(Data records)
* * * *

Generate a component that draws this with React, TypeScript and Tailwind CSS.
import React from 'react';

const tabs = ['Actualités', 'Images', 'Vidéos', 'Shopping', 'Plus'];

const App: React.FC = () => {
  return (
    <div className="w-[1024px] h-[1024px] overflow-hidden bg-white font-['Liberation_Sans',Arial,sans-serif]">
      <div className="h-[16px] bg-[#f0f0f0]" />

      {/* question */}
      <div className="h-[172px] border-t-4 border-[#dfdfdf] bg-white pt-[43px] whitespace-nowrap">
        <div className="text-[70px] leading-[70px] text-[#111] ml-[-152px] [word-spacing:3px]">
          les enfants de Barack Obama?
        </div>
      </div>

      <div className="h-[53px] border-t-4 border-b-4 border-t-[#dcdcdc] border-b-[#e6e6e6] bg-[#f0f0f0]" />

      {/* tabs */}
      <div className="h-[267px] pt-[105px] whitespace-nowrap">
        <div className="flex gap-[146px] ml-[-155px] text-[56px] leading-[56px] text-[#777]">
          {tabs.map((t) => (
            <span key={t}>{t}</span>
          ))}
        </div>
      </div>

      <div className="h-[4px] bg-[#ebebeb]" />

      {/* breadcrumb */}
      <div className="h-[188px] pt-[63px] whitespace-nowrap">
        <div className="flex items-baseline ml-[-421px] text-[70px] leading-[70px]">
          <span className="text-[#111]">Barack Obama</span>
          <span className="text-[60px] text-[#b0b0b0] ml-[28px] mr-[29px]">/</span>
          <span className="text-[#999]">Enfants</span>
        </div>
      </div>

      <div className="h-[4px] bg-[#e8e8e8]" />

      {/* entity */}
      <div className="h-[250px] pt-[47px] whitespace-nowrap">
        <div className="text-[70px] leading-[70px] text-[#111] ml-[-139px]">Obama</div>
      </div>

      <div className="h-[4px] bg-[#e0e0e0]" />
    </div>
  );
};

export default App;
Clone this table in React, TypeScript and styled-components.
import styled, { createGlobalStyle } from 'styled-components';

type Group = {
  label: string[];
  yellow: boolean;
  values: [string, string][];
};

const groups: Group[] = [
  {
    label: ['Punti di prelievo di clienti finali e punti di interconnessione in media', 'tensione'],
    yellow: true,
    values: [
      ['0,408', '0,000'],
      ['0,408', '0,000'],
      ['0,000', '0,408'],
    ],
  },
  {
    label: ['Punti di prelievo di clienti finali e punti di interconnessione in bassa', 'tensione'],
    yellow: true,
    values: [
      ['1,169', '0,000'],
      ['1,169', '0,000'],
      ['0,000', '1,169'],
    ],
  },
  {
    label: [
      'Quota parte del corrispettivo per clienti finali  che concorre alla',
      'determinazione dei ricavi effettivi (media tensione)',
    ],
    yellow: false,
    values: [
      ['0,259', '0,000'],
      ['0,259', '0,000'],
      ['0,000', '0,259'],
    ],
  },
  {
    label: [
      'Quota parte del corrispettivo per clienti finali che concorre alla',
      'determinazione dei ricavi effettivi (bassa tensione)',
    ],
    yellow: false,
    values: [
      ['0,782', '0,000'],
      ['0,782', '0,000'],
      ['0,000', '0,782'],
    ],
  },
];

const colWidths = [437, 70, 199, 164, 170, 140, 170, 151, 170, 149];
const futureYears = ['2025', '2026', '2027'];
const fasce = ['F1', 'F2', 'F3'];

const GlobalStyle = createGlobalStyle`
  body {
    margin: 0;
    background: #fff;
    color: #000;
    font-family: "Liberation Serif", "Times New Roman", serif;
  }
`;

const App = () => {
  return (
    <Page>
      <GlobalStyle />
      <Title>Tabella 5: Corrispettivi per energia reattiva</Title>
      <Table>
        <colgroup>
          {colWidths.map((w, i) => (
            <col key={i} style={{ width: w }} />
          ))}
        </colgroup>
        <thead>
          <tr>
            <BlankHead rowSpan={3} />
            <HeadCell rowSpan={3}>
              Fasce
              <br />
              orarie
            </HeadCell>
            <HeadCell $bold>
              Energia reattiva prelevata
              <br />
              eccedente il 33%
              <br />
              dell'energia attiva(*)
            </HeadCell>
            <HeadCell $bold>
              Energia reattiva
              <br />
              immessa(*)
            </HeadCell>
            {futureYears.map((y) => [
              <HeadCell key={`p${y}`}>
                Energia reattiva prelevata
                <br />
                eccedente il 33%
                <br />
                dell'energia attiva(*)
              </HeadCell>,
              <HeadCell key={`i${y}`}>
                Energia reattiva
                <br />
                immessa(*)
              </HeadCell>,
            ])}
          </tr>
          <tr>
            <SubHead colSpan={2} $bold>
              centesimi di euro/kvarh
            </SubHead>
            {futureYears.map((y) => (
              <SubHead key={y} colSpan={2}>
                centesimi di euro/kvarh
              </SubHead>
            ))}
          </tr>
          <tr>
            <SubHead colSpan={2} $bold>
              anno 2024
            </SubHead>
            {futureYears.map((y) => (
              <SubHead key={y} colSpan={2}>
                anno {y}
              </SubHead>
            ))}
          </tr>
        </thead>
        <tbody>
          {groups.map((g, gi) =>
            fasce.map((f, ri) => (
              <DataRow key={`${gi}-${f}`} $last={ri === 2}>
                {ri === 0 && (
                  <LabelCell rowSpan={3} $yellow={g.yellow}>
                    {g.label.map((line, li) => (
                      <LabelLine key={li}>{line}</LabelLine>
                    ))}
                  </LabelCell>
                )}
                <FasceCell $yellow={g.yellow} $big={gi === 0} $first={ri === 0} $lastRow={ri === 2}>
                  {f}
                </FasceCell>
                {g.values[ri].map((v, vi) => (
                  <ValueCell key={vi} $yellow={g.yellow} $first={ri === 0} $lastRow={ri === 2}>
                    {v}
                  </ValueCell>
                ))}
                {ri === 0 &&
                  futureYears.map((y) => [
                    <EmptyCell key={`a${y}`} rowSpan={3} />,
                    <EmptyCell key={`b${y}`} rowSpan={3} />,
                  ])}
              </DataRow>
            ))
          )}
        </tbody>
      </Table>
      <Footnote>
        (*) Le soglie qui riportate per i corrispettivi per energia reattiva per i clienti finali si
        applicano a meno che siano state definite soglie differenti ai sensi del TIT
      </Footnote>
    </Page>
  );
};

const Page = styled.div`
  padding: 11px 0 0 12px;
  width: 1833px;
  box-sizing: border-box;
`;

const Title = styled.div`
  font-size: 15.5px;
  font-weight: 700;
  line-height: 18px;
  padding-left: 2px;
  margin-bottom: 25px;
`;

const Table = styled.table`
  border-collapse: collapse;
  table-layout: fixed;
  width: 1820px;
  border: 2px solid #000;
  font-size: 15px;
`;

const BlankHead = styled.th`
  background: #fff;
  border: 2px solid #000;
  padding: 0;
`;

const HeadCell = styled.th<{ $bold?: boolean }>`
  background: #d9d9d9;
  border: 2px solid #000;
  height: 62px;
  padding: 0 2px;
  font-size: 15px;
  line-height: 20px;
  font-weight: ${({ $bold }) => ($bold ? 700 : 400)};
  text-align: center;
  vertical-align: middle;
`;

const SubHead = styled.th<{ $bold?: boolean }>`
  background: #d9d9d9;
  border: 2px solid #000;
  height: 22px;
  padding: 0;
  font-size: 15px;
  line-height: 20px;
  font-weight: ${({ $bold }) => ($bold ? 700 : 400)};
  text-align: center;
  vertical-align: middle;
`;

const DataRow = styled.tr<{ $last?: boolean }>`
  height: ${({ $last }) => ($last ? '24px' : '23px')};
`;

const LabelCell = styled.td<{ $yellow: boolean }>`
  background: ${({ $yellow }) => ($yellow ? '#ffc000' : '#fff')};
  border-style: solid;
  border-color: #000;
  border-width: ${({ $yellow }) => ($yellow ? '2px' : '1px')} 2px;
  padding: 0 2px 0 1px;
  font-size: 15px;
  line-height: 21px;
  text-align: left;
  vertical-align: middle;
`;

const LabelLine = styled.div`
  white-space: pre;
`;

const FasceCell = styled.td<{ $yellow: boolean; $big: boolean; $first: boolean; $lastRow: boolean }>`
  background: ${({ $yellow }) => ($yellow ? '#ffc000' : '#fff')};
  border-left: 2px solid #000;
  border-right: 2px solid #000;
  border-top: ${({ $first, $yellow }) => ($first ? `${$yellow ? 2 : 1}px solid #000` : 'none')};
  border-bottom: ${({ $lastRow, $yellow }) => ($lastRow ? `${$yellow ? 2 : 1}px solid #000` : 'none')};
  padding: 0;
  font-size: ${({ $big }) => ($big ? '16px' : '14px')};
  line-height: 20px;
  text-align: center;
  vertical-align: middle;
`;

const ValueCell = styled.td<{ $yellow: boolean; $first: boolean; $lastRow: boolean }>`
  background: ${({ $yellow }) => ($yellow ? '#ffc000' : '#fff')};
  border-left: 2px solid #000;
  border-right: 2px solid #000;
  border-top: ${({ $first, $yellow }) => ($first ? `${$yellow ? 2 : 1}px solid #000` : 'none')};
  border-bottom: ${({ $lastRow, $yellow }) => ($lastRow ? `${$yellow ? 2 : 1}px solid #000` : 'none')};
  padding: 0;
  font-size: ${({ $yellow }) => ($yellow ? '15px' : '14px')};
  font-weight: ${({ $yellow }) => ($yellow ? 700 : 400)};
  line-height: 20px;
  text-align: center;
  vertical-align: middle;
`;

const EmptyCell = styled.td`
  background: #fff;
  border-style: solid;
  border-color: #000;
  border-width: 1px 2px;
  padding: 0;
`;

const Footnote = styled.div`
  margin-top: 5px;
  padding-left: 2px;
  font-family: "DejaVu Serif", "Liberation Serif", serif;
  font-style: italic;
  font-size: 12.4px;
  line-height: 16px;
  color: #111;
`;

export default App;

* * * *

Set down exactly the lines that begin the records and continue through the line bearing "border-t-4 border-b-4 border-t-[#dcdcdc]"; include both ends.

- **Output for this exercise**:
Generate a component that draws this with React, TypeScript and Tailwind CSS.
import React from 'react';

const tabs = ['Actualités', 'Images', 'Vidéos', 'Shopping', 'Plus'];

const App: React.FC = () => {
  return (
    <div className="w-[1024px] h-[1024px] overflow-hidden bg-white font-['Liberation_Sans',Arial,sans-serif]">
      <div className="h-[16px] bg-[#f0f0f0]" />

      {/* question */}
      <div className="h-[172px] border-t-4 border-[#dfdfdf] bg-white pt-[43px] whitespace-nowrap">
        <div className="text-[70px] leading-[70px] text-[#111] ml-[-152px] [word-spacing:3px]">
          les enfants de Barack Obama?
        </div>
      </div>

      <div className="h-[53px] border-t-4 border-b-4 border-t-[#dcdcdc] border-b-[#e6e6e6] bg-[#f0f0f0]" />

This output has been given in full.